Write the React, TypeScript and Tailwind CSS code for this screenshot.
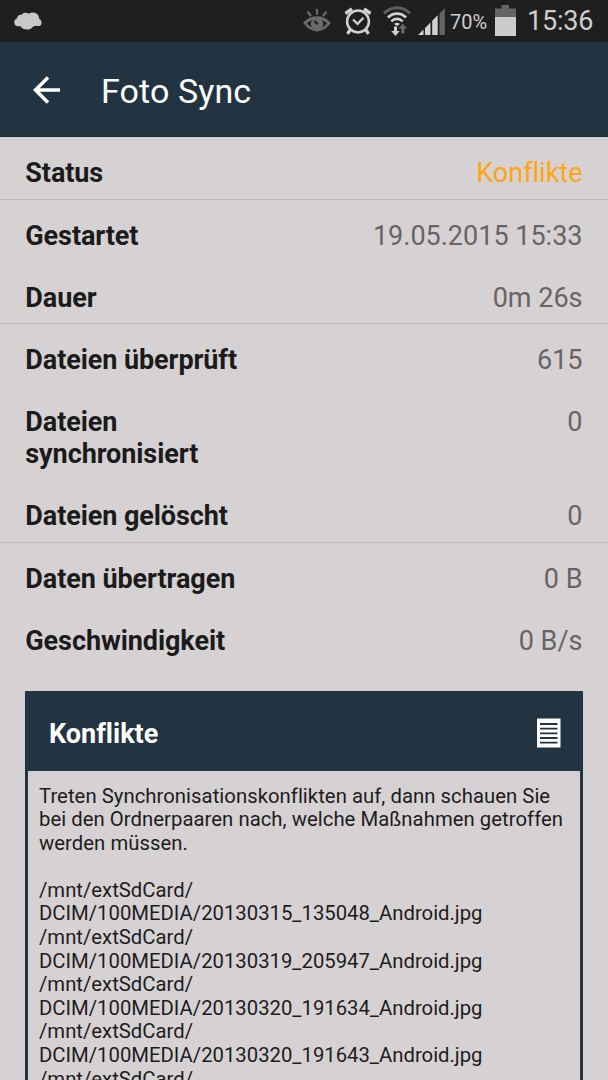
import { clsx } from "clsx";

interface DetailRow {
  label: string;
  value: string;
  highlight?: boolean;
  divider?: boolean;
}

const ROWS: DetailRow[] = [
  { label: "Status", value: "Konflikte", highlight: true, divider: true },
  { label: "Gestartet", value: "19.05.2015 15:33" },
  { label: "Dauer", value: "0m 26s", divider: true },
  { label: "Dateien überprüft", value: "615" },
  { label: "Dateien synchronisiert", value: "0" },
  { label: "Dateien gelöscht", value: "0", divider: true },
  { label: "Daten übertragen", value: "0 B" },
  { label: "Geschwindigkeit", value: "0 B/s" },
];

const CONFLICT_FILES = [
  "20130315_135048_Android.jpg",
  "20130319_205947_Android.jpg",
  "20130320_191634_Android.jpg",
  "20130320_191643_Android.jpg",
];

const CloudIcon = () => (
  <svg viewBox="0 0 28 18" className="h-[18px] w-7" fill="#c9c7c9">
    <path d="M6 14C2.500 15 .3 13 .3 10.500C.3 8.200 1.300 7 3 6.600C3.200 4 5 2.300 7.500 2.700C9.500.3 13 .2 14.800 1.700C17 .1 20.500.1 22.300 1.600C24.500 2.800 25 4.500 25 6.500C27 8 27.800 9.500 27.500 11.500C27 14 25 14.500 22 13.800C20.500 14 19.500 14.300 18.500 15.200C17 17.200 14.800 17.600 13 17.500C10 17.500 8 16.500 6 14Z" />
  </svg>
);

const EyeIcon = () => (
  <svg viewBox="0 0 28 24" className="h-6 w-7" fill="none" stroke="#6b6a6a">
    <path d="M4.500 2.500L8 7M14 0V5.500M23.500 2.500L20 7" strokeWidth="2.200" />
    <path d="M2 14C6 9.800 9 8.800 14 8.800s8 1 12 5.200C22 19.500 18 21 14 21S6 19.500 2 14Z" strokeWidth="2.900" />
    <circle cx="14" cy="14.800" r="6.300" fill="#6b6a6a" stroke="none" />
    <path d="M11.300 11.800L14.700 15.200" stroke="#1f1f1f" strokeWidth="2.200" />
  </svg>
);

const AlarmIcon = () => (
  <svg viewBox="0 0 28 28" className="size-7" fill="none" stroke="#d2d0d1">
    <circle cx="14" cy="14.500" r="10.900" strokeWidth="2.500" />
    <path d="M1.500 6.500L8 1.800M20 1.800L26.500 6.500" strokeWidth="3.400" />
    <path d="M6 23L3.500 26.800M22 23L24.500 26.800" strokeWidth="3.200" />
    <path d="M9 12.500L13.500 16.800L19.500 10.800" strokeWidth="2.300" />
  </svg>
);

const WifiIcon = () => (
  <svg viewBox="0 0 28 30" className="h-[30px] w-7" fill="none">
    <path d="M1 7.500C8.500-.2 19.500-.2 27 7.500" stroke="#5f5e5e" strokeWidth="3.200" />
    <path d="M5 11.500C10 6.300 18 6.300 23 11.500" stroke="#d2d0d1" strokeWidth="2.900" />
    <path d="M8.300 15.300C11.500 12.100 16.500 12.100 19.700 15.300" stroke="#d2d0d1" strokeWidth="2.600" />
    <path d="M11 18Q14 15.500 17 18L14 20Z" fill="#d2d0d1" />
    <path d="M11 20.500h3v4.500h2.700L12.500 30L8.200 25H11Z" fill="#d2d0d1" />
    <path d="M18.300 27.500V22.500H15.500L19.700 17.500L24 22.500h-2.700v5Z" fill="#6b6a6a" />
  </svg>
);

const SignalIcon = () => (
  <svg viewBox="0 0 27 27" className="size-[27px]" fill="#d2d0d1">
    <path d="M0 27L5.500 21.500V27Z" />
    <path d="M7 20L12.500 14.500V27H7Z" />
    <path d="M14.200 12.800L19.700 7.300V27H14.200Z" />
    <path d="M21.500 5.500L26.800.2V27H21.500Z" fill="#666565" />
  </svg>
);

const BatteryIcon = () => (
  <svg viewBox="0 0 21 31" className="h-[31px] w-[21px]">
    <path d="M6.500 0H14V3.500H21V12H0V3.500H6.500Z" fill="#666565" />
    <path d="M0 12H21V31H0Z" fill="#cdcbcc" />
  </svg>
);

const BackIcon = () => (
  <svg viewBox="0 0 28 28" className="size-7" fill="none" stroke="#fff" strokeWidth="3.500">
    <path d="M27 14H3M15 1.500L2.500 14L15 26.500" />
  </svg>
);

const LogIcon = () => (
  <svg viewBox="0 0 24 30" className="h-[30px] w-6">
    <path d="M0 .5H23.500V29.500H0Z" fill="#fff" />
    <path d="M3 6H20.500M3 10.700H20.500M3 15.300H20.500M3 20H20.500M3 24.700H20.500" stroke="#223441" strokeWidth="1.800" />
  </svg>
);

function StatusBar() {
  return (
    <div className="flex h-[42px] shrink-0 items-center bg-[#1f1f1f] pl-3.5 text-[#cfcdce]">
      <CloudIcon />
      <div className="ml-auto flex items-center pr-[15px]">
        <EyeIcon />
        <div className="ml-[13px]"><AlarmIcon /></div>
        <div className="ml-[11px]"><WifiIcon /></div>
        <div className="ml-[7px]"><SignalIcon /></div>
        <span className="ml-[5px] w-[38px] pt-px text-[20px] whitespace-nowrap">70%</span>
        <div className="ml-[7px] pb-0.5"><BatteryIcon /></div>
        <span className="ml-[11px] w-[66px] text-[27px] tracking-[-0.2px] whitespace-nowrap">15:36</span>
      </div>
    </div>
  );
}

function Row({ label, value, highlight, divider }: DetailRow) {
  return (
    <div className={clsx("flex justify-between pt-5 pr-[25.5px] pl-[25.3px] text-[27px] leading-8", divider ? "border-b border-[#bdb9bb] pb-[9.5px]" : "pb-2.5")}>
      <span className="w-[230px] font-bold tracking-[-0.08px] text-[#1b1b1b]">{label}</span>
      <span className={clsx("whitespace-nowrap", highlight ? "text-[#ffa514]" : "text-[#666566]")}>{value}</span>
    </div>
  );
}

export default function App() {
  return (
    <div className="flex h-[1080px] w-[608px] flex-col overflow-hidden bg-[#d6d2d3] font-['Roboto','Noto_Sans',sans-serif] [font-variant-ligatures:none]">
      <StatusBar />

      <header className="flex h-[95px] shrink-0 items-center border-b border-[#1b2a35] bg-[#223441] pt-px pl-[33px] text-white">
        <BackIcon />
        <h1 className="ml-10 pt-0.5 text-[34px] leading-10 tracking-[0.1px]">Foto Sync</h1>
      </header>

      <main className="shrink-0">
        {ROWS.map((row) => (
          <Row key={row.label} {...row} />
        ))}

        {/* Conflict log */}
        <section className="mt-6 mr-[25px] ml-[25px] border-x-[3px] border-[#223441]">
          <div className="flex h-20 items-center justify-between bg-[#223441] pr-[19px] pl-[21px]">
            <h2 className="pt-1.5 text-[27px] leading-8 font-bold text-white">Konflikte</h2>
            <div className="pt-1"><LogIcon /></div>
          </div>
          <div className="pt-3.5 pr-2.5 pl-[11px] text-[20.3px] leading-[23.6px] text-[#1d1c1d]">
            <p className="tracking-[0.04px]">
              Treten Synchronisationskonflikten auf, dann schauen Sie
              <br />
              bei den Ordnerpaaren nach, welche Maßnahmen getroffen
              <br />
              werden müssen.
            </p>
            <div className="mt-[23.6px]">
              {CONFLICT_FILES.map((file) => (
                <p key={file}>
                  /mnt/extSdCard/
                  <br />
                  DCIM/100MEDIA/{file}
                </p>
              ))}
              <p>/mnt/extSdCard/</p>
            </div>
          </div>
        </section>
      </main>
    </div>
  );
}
§ §
#### [Task brief]
Print each line of the material above exactly, with the pictures removed from your copy.

#### [The response]
Write the React, TypeScript and Tailwind CSS code for this screenshot.
import { clsx } from "clsx";

interface DetailRow {
  label: string;
  value: string;
  highlight?: boolean;
  divider?: boolean;
}

const ROWS: DetailRow[] = [
  { label: "Status", value: "Konflikte", highlight: true, divider: true },
  { label: "Gestartet", value: "19.05.2015 15:33" },
  { label: "Dauer", value: "0m 26s", divider: true },
  { label: "Dateien überprüft", value: "615" },
  { label: "Dateien synchronisiert", value: "0" },
  { label: "Dateien gelöscht", value: "0", divider: true },
  { label: "Daten übertragen", value: "0 B" },
  { label: "Geschwindigkeit", value: "0 B/s" },
];

const CONFLICT_FILES = [
  "20130315_135048_Android.jpg",
  "20130319_205947_Android.jpg",
  "20130320_191634_Android.jpg",
  "20130320_191643_Android.jpg",
];

const CloudIcon = () => (
  <svg viewBox="0 0 28 18" className="h-[18px] w-7" fill="#c9c7c9">
    <path d="M6 14C2.500 15 .3 13 .3 10.500C.3 8.200 1.300 7 3 6.600C3.200 4 5 2.300 7.500 2.700C9.500.3 13 .2 14.800 1.700C17 .1 20.500.1 22.300 1.600C24.500 2.800 25 4.500 25 6.500C27 8 27.800 9.500 27.500 11.500C27 14 25 14.500 22 13.800C20.500 14 19.500 14.300 18.500 15.200C17 17.200 14.800 17.600 13 17.500C10 17.500 8 16.500 6 14Z" />
  </svg>
);

const EyeIcon = () => (
  <svg viewBox="0 0 28 24" className="h-6 w-7" fill="none" stroke="#6b6a6a">
    <path d="M4.500 2.500L8 7M14 0V5.500M23.500 2.500L20 7" strokeWidth="2.200" />
    <path d="M2 14C6 9.800 9 8.800 14 8.800s8 1 12 5.200C22 19.500 18 21 14 21S6 19.500 2 14Z" strokeWidth="2.900" />
    <circle cx="14" cy="14.800" r="6.300" fill="#6b6a6a" stroke="none" />
    <path d="M11.300 11.800L14.700 15.200" stroke="#1f1f1f" strokeWidth="2.200" />
  </svg>
);

const AlarmIcon = () => (
  <svg viewBox="0 0 28 28" className="size-7" fill="none" stroke="#d2d0d1">
    <circle cx="14" cy="14.500" r="10.900" strokeWidth="2.500" />
    <path d="M1.500 6.500L8 1.800M20 1.800L26.500 6.500" strokeWidth="3.400" />
    <path d="M6 23L3.500 26.800M22 23L24.500 26.800" strokeWidth="3.200" />
    <path d="M9 12.500L13.500 16.800L19.500 10.800" strokeWidth="2.300" />
  </svg>
);

const WifiIcon = () => (
  <svg viewBox="0 0 28 30" className="h-[30px] w-7" fill="none">
    <path d="M1 7.500C8.500-.2 19.500-.2 27 7.500" stroke="#5f5e5e" strokeWidth="3.200" />
    <path d="M5 11.500C10 6.300 18 6.300 23 11.500" stroke="#d2d0d1" strokeWidth="2.900" />
    <path d="M8.300 15.300C11.500 12.100 16.500 12.100 19.700 15.300" stroke="#d2d0d1" strokeWidth="2.600" />
    <path d="M11 18Q14 15.500 17 18L14 20Z" fill="#d2d0d1" />
    <path d="M11 20.500h3v4.500h2.700L12.500 30L8.200 25H11Z" fill="#d2d0d1" />
    <path d="M18.300 27.500V22.500H15.500L19.700 17.500L24 22.500h-2.700v5Z" fill="#6b6a6a" />
  </svg>
);

const SignalIcon = () => (
  <svg viewBox="0 0 27 27" className="size-[27px]" fill="#d2d0d1">
    <path d="M0 27L5.500 21.500V27Z" />
    <path d="M7 20L12.500 14.500V27H7Z" />
    <path d="M14.200 12.800L19.700 7.300V27H14.200Z" />
    <path d="M21.500 5.500L26.800.2V27H21.500Z" fill="#666565" />
  </svg>
);

const BatteryIcon = () => (
  <svg viewBox="0 0 21 31" className="h-[31px] w-[21px]">
    <path d="M6.500 0H14V3.500H21V12H0V3.500H6.500Z" fill="#666565" />
    <path d="M0 12H21V31H0Z" fill="#cdcbcc" />
  </svg>
);

const BackIcon = () => (
  <svg viewBox="0 0 28 28" className="size-7" fill="none" stroke="#fff" strokeWidth="3.500">
    <path d="M27 14H3M15 1.500L2.500 14L15 26.500" />
  </svg>
);

const LogIcon = () => (
  <svg viewBox="0 0 24 30" className="h-[30px] w-6">
    <path d="M0 .5H23.500V29.500H0Z" fill="#fff" />
    <path d="M3 6H20.500M3 10.700H20.500M3 15.300H20.500M3 20H20.500M3 24.700H20.500" stroke="#223441" strokeWidth="1.800" />
  </svg>
);

function StatusBar() {
  return (
    <div className="flex h-[42px] shrink-0 items-center bg-[#1f1f1f] pl-3.5 text-[#cfcdce]">
      <CloudIcon />
      <div className="ml-auto flex items-center pr-[15px]">
        <EyeIcon />
        <div className="ml-[13px]"><AlarmIcon /></div>
        <div className="ml-[11px]"><WifiIcon /></div>
        <div className="ml-[7px]"><SignalIcon /></div>
        <span className="ml-[5px] w-[38px] pt-px text-[20px] whitespace-nowrap">70%</span>
        <div className="ml-[7px] pb-0.5"><BatteryIcon /></div>
        <span className="ml-[11px] w-[66px] text-[27px] tracking-[-0.2px] whitespace-nowrap">15:36</span>
      </div>
    </div>
  );
}

function Row({ label, value, highlight, divider }: DetailRow) {
  return (
    <div className={clsx("flex justify-between pt-5 pr-[25.5px] pl-[25.3px] text-[27px] leading-8", divider ? "border-b border-[#bdb9bb] pb-[9.5px]" : "pb-2.5")}>
      <span className="w-[230px] font-bold tracking-[-0.08px] text-[#1b1b1b]">{label}</span>
      <span className={clsx("whitespace-nowrap", highlight ? "text-[#ffa514]" : "text-[#666566]")}>{value}</span>
    </div>
  );
}

export default function App() {
  return (
    <div className="flex h-[1080px] w-[608px] flex-col overflow-hidden bg-[#d6d2d3] font-['Roboto','Noto_Sans',sans-serif] [font-variant-ligatures:none]">
      <StatusBar />

      <header className="flex h-[95px] shrink-0 items-center border-b border-[#1b2a35] bg-[#223441] pt-px pl-[33px] text-white">
        <BackIcon />
        <h1 className="ml-10 pt-0.5 text-[34px] leading-10 tracking-[0.1px]">Foto Sync</h1>
      </header>

      <main className="shrink-0">
        {ROWS.map((row) => (
          <Row key={row.label} {...row} />
        ))}

        {/* Conflict log */}
        <section className="mt-6 mr-[25px] ml-[25px] border-x-[3px] border-[#223441]">
          <div className="flex h-20 items-center justify-between bg-[#223441] pr-[19px] pl-[21px]">
            <h2 className="pt-1.5 text-[27px] leading-8 font-bold text-white">Konflikte</h2>
            <div className="pt-1"><LogIcon /></div>
          </div>
          <div className="pt-3.5 pr-2.5 pl-[11px] text-[20.3px] leading-[23.6px] text-[#1d1c1d]">
            <p className="tracking-[0.04px]">
              Treten Synchronisationskonflikten auf, dann schauen Sie
              <br />
              bei den Ordnerpaaren nach, welche Maßnahmen getroffen
              <br />
              werden müssen.
            </p>
            <div className="mt-[23.6px]">
              {CONFLICT_FILES.map((file) => (
                <p key={file}>
                  /mnt/extSdCard/
                  <br />
                  DCIM/100MEDIA/{file}
                </p>
              ))}
              <p>/mnt/extSdCard/</p>
            </div>
          </div>
        </section>
      </main>
    </div>
  );
}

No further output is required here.